News & Commentary

SMSFs get artistic licence 06 Aug 10

Some say investing is part art and part science.

This week saw a win for the artists over the hard-headed investment types.

For those artistic appreciation types with self-managed super funds at least part of their superannuation fund’s investment strategy has got a green light from the Prime Minister, Julia Gillard.

The review into the governance, efficiency, structure and operation of superannuation headed by Jeremy Cooper found – to the surprise of some industry groups – that the SMSF sector, by and large, was functioning well.

And while it found collectables or exotic assets were not material as a percentage of the assets held within SMSFs it recommended collectables and personal use assets be prohibited as an investment by an SMSF.

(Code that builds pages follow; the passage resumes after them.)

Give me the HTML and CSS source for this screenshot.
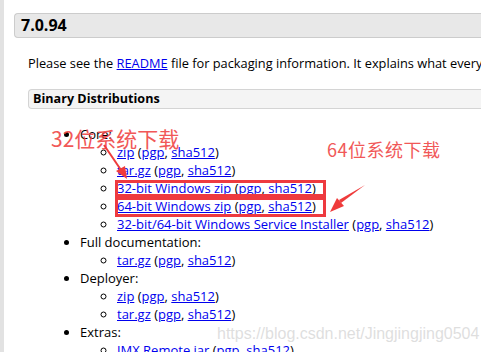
FILE: index.html
```html
<!DOCTYPE html>
<html lang="en">
<head>
  <meta charset="UTF-8">
  <title>Tomcat 7.0.94</title>
  <link rel="stylesheet" href="styles.css">
</head>
<body>
  <div class="page">
    <h3 class="release">7.0.94</h3>
    <div class="section">
      <p>Please see the <a href="#">README</a> file for packaging information. It explains what every distribution contains.</p>

      <h4 class="dist-title">Binary Distributions</h4>
      <ul class="dist">
        <li>Core:
          <ul>
            <li><a href="#">zip</a> (<a href="#">pgp</a>, <a href="#">sha512</a>)</li>
            <li><a href="#">tar.gz</a> (<a href="#">pgp</a>, <a href="#">sha512</a>)</li>
            <li><a href="#">32-bit Windows zip</a> (<a href="#">pgp</a>, <a href="#">sha512</a>)</li>
            <li><a href="#">64-bit Windows zip</a> (<a href="#">pgp</a>, <a href="#">sha512</a>)</li>
            <li><a href="#">32-bit/64-bit Windows Service Installer</a> (<a href="#">pgp</a>, <a href="#">sha512</a>)</li>
          </ul>
        </li>
        <li>Full documentation:
          <ul>
            <li><a href="#">tar.gz</a> (<a href="#">pgp</a>, <a href="#">sha512</a>)</li>
          </ul>
        </li>
        <li>Deployer:
          <ul>
            <li><a href="#">zip</a> (<a href="#">pgp</a>, <a href="#">sha512</a>)</li>
            <li><a href="#">tar.gz</a> (<a href="#">pgp</a>, <a href="#">sha512</a>)</li>
          </ul>
        </li>
        <li>Extras:
          <ul>
            <li><a href="#">JMX Remote jar</a> (<a href="#">pgp</a>, <a href="#">sha512</a>)</li>
          </ul>
        </li>
      </ul>
    </div>

    <!-- annotations drawn over the screenshot -->
    <div class="note note-32">32位系统下载</div>
    <div class="note note-64">64位系统下载</div>
    <div class="mark mark-32"></div>
    <div class="mark mark-64"></div>
    <svg class="arrows" width="481" height="352" viewBox="0 0 481 352">
      <line x1="100" y1="145" x2="117" y2="170" stroke="#ef3b3b" stroke-width="2"/>
      <polygon points="123,179 112,171 121,166" fill="#ef3b3b"/>
      <polygon points="361,185 337,203 335,200" fill="#ef3b3b"/>
      <polygon points="326,212 333,198 340,206" fill="#ef3b3b"/>
    </svg>
    <div class="watermark">https://blog.csdn.net/Jingjingjing0504</div>
  </div>
</body>
</html>
```

FILE: styles.css
```css
body {
  margin: 0;
  font-family: "Open Sans", sans-serif;
  font-size: 13px;
  color: #000;
  background: white;
  overflow: hidden;
}
a {
  color: #0000ee;
}
.page {
  position: relative;
  height: 352px;
  border-left: 4px solid #e2e2e2;
  padding: 13px 0 0 10px;
  box-sizing: border-box;
}
.release {
  margin: 0;
  height: 23px;
  line-height: 23px;
  padding-left: 6px;
  font-size: 16px;
  background: #e8e8e8;
  border: 1px solid #ccc;
  border-right: none;
  border-radius: 4px 0 0 4px;
}
.section {
  margin-left: 14px;
}
.section p {
  margin: 16px 0 0;
  font-size: 12.8px;
  line-height: 18px;
  white-space: nowrap;
}
.dist-title {
  margin: 17px 0 0;
  height: 18px;
  line-height: 18px;
  padding-left: 4px;
  font-size: 12.6px;
  background: #f4f4f4;
  border: 1px solid #d4d4d4;
  border-right: none;
  border-radius: 4px 0 0 4px;
}
.dist {
  margin: 16px 0 0;
  padding-left: 52px;
  line-height: 18px;
}
.dist ul {
  margin: 0;
  padding-left: 37px;
  list-style: circle;
}
.note {
  position: absolute;
  color: #f04646;
  font-family: "Noto Sans CJK SC", sans-serif;
  line-height: 22px;
  opacity: 0.9;
}
.note-32 {
  left: 47px;
  top: 127px;
  font-size: 21px;
}
.note-64 {
  left: 323px;
  top: 138px;
  font-size: 18px;
  letter-spacing: 0.5px;
}
.mark {
  position: absolute;
  left: 111px;
  width: 205px;
  border: 3px solid #ee3a3f;
}
.mark-32 {
  top: 180px;
  height: 11px;
}
.mark-64 {
  top: 197px;
  height: 14px;
}
.arrows {
  position: absolute;
  left: 0;
  top: 0;
}
.watermark {
  position: absolute;
  left: 213px;
  top: 325px;
  font-family: "Liberation Sans", Arial, sans-serif;
  font-size: 16px;
  color: rgba(190, 190, 190, 0.5);
}
```
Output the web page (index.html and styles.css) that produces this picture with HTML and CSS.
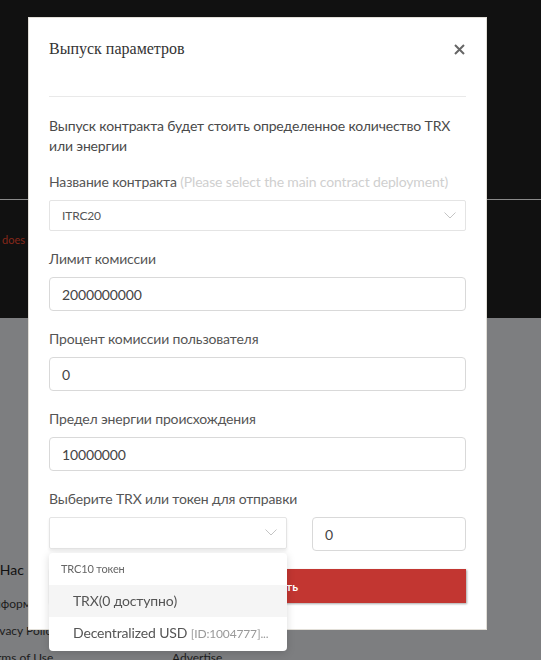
FILE: index.html
```html
<!doctype html>
<html lang="ru">
<head>
    <meta charset="utf-8">
    <title>Выпуск параметров</title>
    <meta name="viewport" content="width=device-width, initial-scale=1.0">
    <link rel="stylesheet" href="styles.css">
</head>
<body>
    <div class="page-top">
        <div class="page-header"></div>
        <div class="page-error">does</div>
    </div>
    <div class="page-footer">
        <div class="footer-col">
            <div class="footer-title">О Нас</div>
            <div class="footer-link">Информация</div>
            <div class="footer-link">Privacy Policy</div>
            <div class="footer-link">Terms of Use</div>
        </div>
        <div class="footer-col">
            <div class="footer-title">&nbsp;</div>
            <div class="footer-link">&nbsp;</div>
            <div class="footer-link">&nbsp;</div>
            <div class="footer-link">Advertise</div>
        </div>
    </div>

    <div class="modal">
        <div class="modal-header">
            <div class="modal-title">Выпуск параметров</div>
            <svg class="modal-close" width="11" height="11" viewBox="0 0 11 11">
                <path d="M1 1 L10 10 M10 1 L1 10" stroke="#666" stroke-width="2" fill="none"/>
            </svg>
        </div>
        <div class="modal-body">
            <p class="intro">Выпуск контракта будет стоить определенное количество TRX или энергии</p>

            <div class="field">
                <div class="field-label">Название контракта <span class="hint">(Please select the main contract deployment)</span></div>
                <div class="select">
                    <span class="select-value">ITRC20</span>
                    <svg class="chevron" width="12" height="7" viewBox="0 0 12 7">
                        <polyline points="0.5,0.5 6,6 11.5,0.5" stroke="#c4c4c4" stroke-width="1" fill="none"/>
                    </svg>
                </div>
            </div>

            <div class="field">
                <div class="field-label">Лимит комиссии</div>
                <div class="input">2000000000</div>
            </div>

            <div class="field">
                <div class="field-label">Процент комиссии пользователя</div>
                <div class="input">0</div>
            </div>

            <div class="field">
                <div class="field-label">Предел энергии происхождения</div>
                <div class="input">10000000</div>
            </div>

            <div class="field">
                <div class="field-label">Выберите TRX или токен для отправки</div>
                <div class="send-row">
                    <div class="select select-open">
                        <span class="select-value"></span>
                        <svg class="chevron" width="12" height="7" viewBox="0 0 12 7">
                            <polyline points="0.5,0.5 6,6 11.5,0.5" stroke="#c4c4c4" stroke-width="1" fill="none"/>
                        </svg>
                        <div class="dropdown">
                            <div class="dropdown-group">TRC10 токен</div>
                            <div class="dropdown-item active">TRX(0 доступно)</div>
                            <div class="dropdown-item">Decentralized USD <span class="token-id">[ID:1004777]...</span></div>
                        </div>
                    </div>
                    <div class="input">0</div>
                </div>
            </div>

            <button class="deploy-btn">Опубликовать</button>
        </div>
    </div>
</body>
</html>
```

FILE: styles.css
```css
body {
    margin: 0;
    background-color: #7d7e80;
    font-family: Lato, 'Noto Sans', sans-serif;
    font-size: 14px;
    color: #333;
    overflow: hidden;
    height: 660px;
}
.page-top {
    background-color: #111;
    height: 318px;
}
.page-header {
    height: 199px;
    border-bottom: 1px solid #8a8a8a;
}
.page-error {
    padding: 33px 0 0 2px;
    font-size: 11px;
    line-height: 14px;
    color: #86281a;
}
.page-footer {
    display: flex;
    gap: 77px;
    margin-left: -15px;
    padding-top: 242px;
}
.footer-col {
    width: 110px;
}
.footer-title {
    font-size: 14px;
    line-height: 20px;
    color: #111;
    margin-bottom: 16px;
}
.footer-link {
    font-size: 12px;
    line-height: 16px;
    color: #1c1c1c;
    margin-top: 11px;
    white-space: nowrap;
}

/* modal */
.modal {
    position: fixed;
    top: 17px;
    left: 28px;
    width: 459px;
    box-sizing: border-box;
    background-color: #fff;
    border: 1px solid #e2dfd8;
    padding: 0 20px 26px;
    letter-spacing: -0.15px;
}
.modal-header {
    display: flex;
    justify-content: space-between;
    align-items: center;
    padding: 21px 0 37px;
    border-bottom: 1px solid #e9e9e9;
}
.modal-title {
    font-family: 'Liberation Serif', serif;
    font-size: 16px;
    line-height: 20px;
    color: #333;
    letter-spacing: 0;
}
.modal-close {
    margin-right: 1px;
    cursor: pointer;
}
.modal-body {
    padding-top: 19px;
}
.intro {
    margin: 0 0 16px;
    line-height: 20px;
    color: #4a4a4a;
}
.field {
    margin-bottom: 18px;
}
.field-label {
    line-height: 20px;
    color: #555;
    margin-bottom: 8px;
}
.hint {
    color: #cfcfcf;
}
.select {
    position: relative;
    height: 31px;
    box-sizing: border-box;
    border: 1px solid #e4e4e4;
    border-radius: 2px;
    display: flex;
    align-items: center;
    padding: 0 12px;
    font-size: 12px;
    color: #555;
}
.chevron {
    position: absolute;
    right: 9px;
    top: 11px;
}
.select-open {
    height: 32px;
    box-shadow: 0 2px 3px rgba(0, 0, 0, 0.08);
}
.input {
    height: 34px;
    box-sizing: border-box;
    border: 1px solid #d9d9d9;
    border-radius: 4px;
    padding: 0 12px;
    display: flex;
    align-items: center;
    color: #444;
}
.send-row {
    display: grid;
    grid-template-columns: 238px 1fr;
    column-gap: 25px;
    align-items: start;
}
.dropdown {
    position: absolute;
    top: 35px;
    left: -1px;
    width: 238px;
    background-color: #fff;
    border-radius: 4px;
    box-shadow: 0 2px 8px rgba(0, 0, 0, 0.15);
    padding-bottom: 1px;
    z-index: 10;
}
.dropdown-group {
    padding: 0 12px;
    line-height: 32px;
    font-size: 11px;
    color: #666;
}
.dropdown-item {
    padding: 0 24px;
    line-height: 32px;
    font-size: 14px;
    color: #555;
    white-space: nowrap;
}
.dropdown-item.active {
    background-color: #f5f5f5;
}
.token-id {
    font-size: 12px;
    color: #999;
}
.deploy-btn {
    display: block;
    width: 100%;
    height: 34px;
    border: none;
    background-color: #c23631;
    color: #fff;
    font-family: Lato, sans-serif;
    font-weight: bold;
    font-size: 12px;
    box-shadow: 1px 1px 2px rgba(0, 0, 0, 0.35);
    cursor: pointer;
}
```
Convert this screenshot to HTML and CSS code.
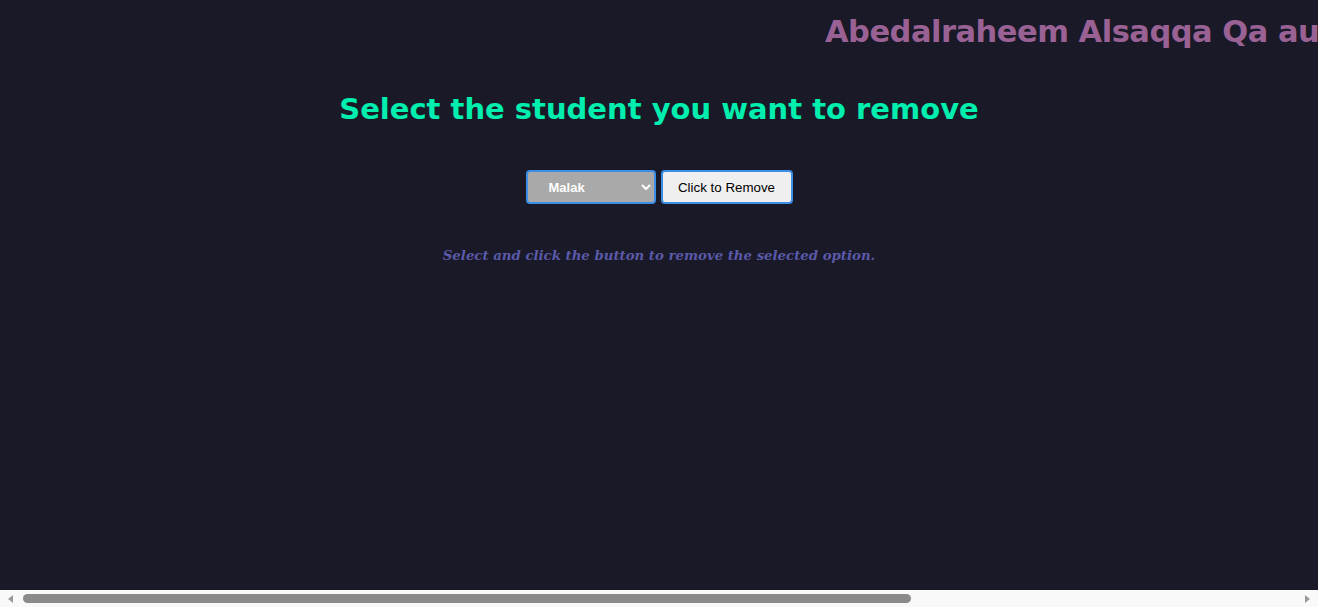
FILE: index.html
```html
<!DOCTYPE html>
<html>
<head>
<meta charset="utf-8">
<link rel="stylesheet" href="styles.css">
</head>
<body>
<div class="page">
  <div class="author-row"><span class="author">Abedalraheem Alsaqqa Qa automation</span></div>
  <h1 class="title">Select the student you want to remove</h1>
  <div class="controls">
    <select class="student-select">
      <option>Malak</option>
      <option>Ahmad</option>
      <option>Sara</option>
    </select>
    <button class="remove-btn">Click to Remove</button>
  </div>
  <p class="hint">Select and click the button to remove the selected option.</p>
</div>
<div class="hscroll">
  <div class="arrow arrow-left"></div>
  <div class="track"><div class="thumb"></div></div>
  <div class="arrow arrow-right"></div>
</div>
</body>
</html>
```
FILE: styles.css
```css
html, body {
  margin: 0;
  padding: 0;
}
body {
  background: #191928;
  height: 607px;
  overflow: hidden;
  display: flex;
  flex-direction: column;
}
.page {
  flex: 1;
  overflow: hidden;
  min-height: 0;
}
.author-row {
  padding-left: 825px;
  padding-top: 14px;
  white-space: nowrap;
  line-height: 36px;
}
.author {
  font-family: "DejaVu Sans", "Liberation Sans", sans-serif;
  font-weight: 700;
  font-size: 30.5px;
  letter-spacing: -0.5px;
  color: #9a6294;
}
.title {
  margin: 37px 0 0;
  text-align: center;
  font-family: "DejaVu Sans", "Liberation Sans", sans-serif;
  font-weight: 700;
  font-size: 29px;
  line-height: 34px;
  color: #00eeae;
}
.controls {
  display: flex;
  justify-content: center;
  gap: 5px;
  margin-top: 44px;
}
.student-select {
  width: 130px;
  height: 34px;
  background: #a9a9a9;
  color: #fff;
  font-family: "Liberation Sans", Arial, sans-serif;
  font-weight: 700;
  font-size: 13px;
  border: 2.5px solid #3a8ee6;
  border-radius: 4px;
  padding: 0 0 0 17px;
}
.remove-btn {
  width: 132px;
  height: 34px;
  background: #efefef;
  color: #000;
  font-family: "Liberation Sans", Arial, sans-serif;
  font-size: 13.33px;
  border: 2.5px solid #3a8ee6;
  border-radius: 4px;
}
.hint {
  margin: 44px 0 0;
  text-align: center;
  font-family: "DejaVu Serif", Georgia, serif;
  font-style: italic;
  font-weight: 700;
  font-size: 13.3px;
  line-height: 16px;
  color: #5b5aa8;
}
.hscroll {
  height: 17px;
  flex: none;
  background: #f9f9f9;
  display: flex;
  align-items: center;
}
.arrow {
  width: 17px;
  height: 17px;
  position: relative;
}
.arrow::before {
  content: "";
  position: absolute;
  top: 5px;
  border-top: 4px solid transparent;
  border-bottom: 4px solid transparent;
}
.arrow-left::before {
  left: 8px;
  border-right: 5px solid #9a9a9a;
}
.arrow-right::before {
  left: 4px;
  border-left: 5px solid #9a9a9a;
}
.track {
  flex: 1;
  height: 17px;
  display: flex;
  align-items: center;
}
.thumb {
  margin-left: 6px;
  width: 888px;
  height: 9px;
  border-radius: 5px;
  background: #8a8a8a;
}
```
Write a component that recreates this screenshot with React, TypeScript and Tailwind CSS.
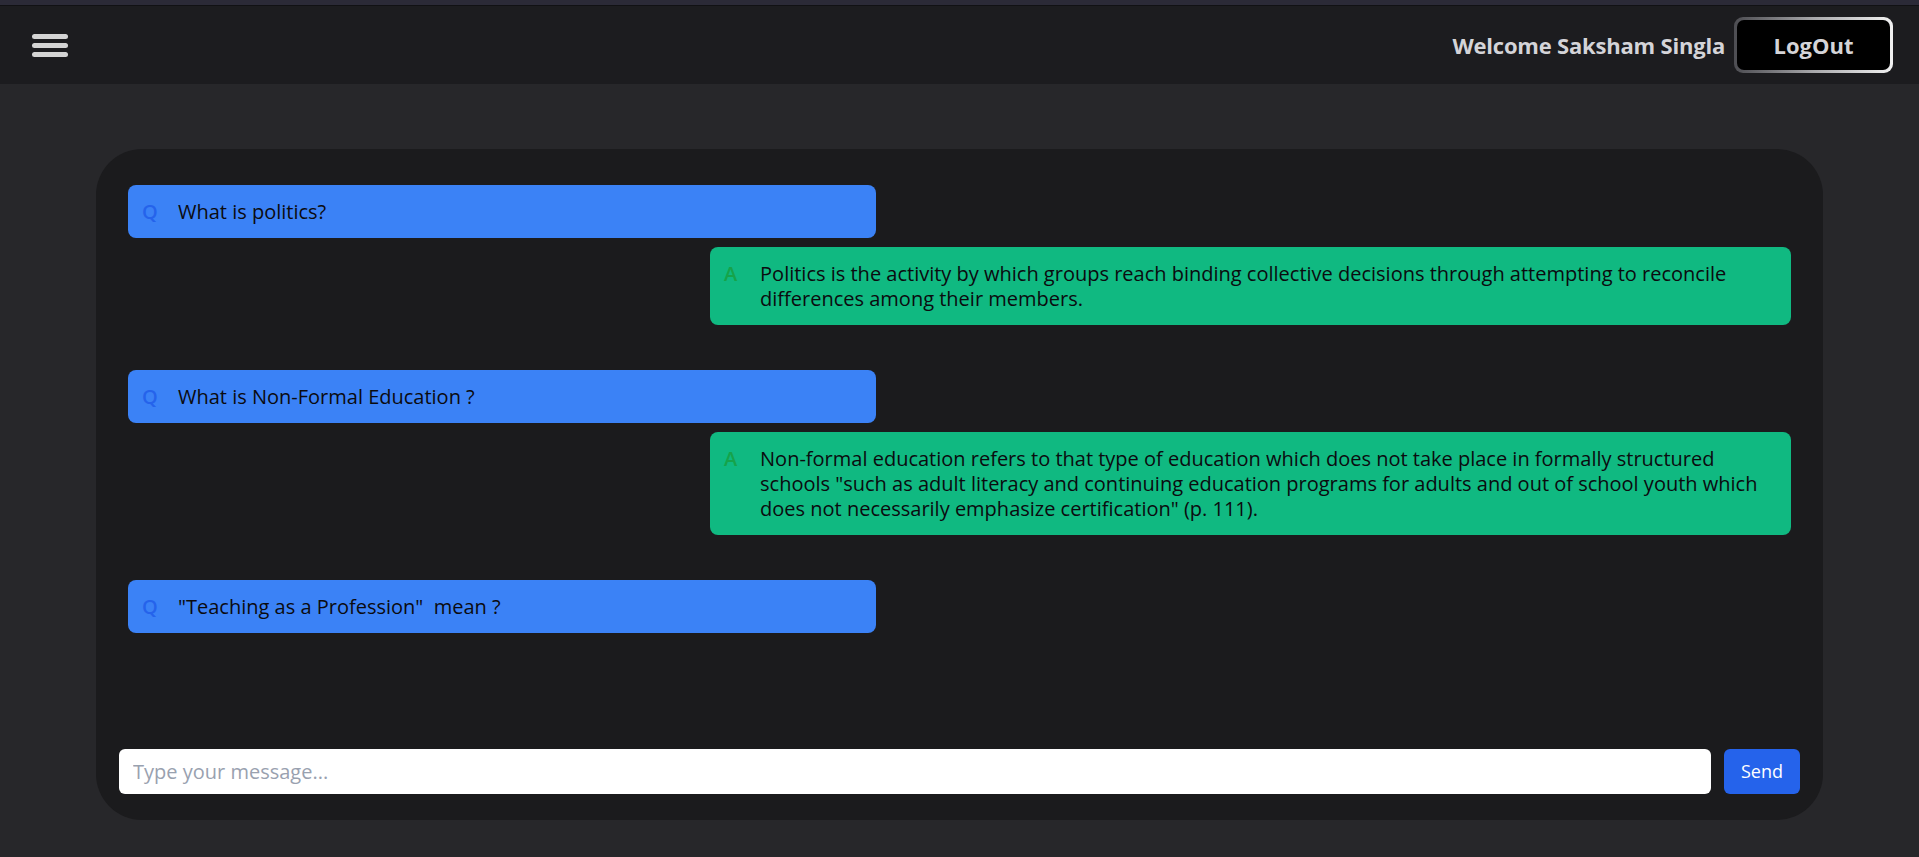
import { useState } from "react";

const chats = [
  {
    q: "What is politics?",
    a: "Politics is the activity by which groups reach binding collective decisions through attempting to reconcile differences among their members.",
  },
  {
    q: "What is Non-Formal Education ?",
    a: 'Non-formal education refers to that type of education which does not take place in formally structured schools "such as adult literacy and continuing education programs for adults and out of school youth which does not necessarily emphasize certification" (p. 111).',
  },
  {
    q: '"Teaching as a Profession"\u00a0 mean ?',
    a: "",
  },
];

function Header() {
  return (
    <>
      <div className="h-[5px] bg-[#2b2a37]" />
      <div className="h-px bg-[#111114]" />
      <header className="h-[78px] bg-[#1c1c1f] flex items-center justify-between pl-8 pr-[26px]">
        <button className="flex flex-col gap-1 w-9">
          <span className="h-[5px] w-9 rounded-full bg-[#d4d4d4]" />
          <span className="h-[5px] w-9 rounded-full bg-[#d4d4d4]" />
          <span className="h-[5px] w-9 rounded-full bg-[#d4d4d4]" />
        </button>
        <div className="flex items-center gap-[9px]">
          <span className="text-[22px] font-bold text-[#d4d4d8] tracking-[-0.2px]">Welcome Saksham Singla</span>
          <div className="w-[159px] h-[56px] rounded-[9px] p-[3px] bg-gradient-to-r from-[#4d4d52] via-[#a8a8ab] to-[#f2f2f2]">
            <button className="w-full h-full rounded-[7px] bg-black text-[22px] font-bold text-[#d4d4d8]">
              LogOut
            </button>
          </div>
        </div>
      </header>
    </>
  );
}

export default function App() {
  const [msg, setMsg] = useState("");

  return (
    <div className="min-h-[857px] bg-[#27272a]" style={{ fontFamily: '"Open Sans", "Noto Sans", sans-serif' }}>
      <Header />
      <main className="px-24 pt-[65px] pb-[37px]">
        <div className="h-[671px] rounded-[46px] bg-[#1b1b1d] flex flex-col">
          <div className="flex-1 px-8 pt-9 flex flex-col gap-[45px]">
            {chats.map((c, i) => (
              <div key={i} className="flex flex-col gap-[9px]">
                <div className="w-[45%] bg-[#3b82f6] rounded-lg py-[14px] px-3.5 flex text-[20px] leading-[25px] text-[#0b0b0f] font-medium">
                  <span className="w-9 shrink-0 font-semibold text-[#2563eb]">Q</span>
                  <span className="whitespace-pre">{c.q}</span>
                </div>
                {c.a && (
                  <div className="self-end w-[65%] bg-[#10b981] rounded-lg py-[14px] px-3.5 flex text-[20px] leading-[25px] text-[#0b0b0f] font-medium">
                    <span className="w-9 shrink-0 font-semibold text-[#16a34a]">A</span>
                    <span>{c.a}</span>
                  </div>
                )}
              </div>
            ))}
          </div>
          <div className="px-[23px] pb-[26px] flex gap-[13px]">
            <input
              value={msg}
              onChange={(e) => setMsg(e.target.value)}
              placeholder="Type your message..."
              className="flex-1 h-[45px] rounded-md bg-white pl-[14px] text-[20px] text-gray-900 placeholder:text-gray-400 outline-none"
            />
            <button className="w-[76px] h-[45px] rounded-md bg-[#2563eb] text-white text-[18px]">Send</button>
          </div>
        </div>
      </main>
    </div>
  );
}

That provoked a noisy reaction from certain vested interests that probably threatened to make the issue material from a political perspective.

So art lovers can rest easy.

However, the recommendations of the Cooper Review are much more significant than the emotive issue around collectables and art.

For a start it gives SMSFs an official stamp of approval. Regulatory risk is ever present with any form of superannuation but SMSFs have been regularly targeted by other parts of the industry over many years with allegations of rorting and lack of control.

While the Cooper review certainly recommended areas that can be improved and tightened up it effectively gives support to the idea that SMSFs are a sound – if not preferred - savings structure for higher net wealth investors.

SMSFs fit neatly at one end of the choice architecture that underpins the Cooper Review framework. That is as super fund members exercise more choice they take on more individual responsibility for the outcomes. SMSFs, as a matter of policy, according to the Cooper Review, ought to be free, as much as possible from government intervention.

In some ways the most significant part of the Cooper Review for SMSFs is what was not recommended; for example the panel resisted the idea of mandating minimum fund sizes or licensing of trustees.

Where the focus ended up was on service providers. While SMSF members are clearly wanting control of their super fund most outsource at least some or all of the technical tasks of running an SMSF.

So the review panel sees the need for higher competency and advice standards by various service providers – be they auditors, financial advisers or administrators.

The SMSF sector is the fastest growing part of the superannuation industry yet in many ways it is the ultimate cottage industry with literally an army of service providers.

It is also, thanks to the flexibility to invest across the investment spectrum, arguably the most complex depending on how the fund is operated.

So helping SMSF trustees identify and get properly qualified advice and service will be an ongoing challenge.

So a national specialist accreditation scheme that has been proposed by groups like the Self-Managed Superannuation Fund Professionals Association of Australia (SPAA) makes good sense. Not every accountant or financial adviser is – or should be expected to be – expert on the complexities of setting up or running an SMSF. So specialist qualifications that help investors identify and have confidence in the skills of their service providers could fundamentally help raise the service delivery consistency and standard across the sector.

The sideshow that was the debate over art in SMSFs may be over but the real challenge remains for trustees of SMSFs to deliver the best possible outcome for their retirement.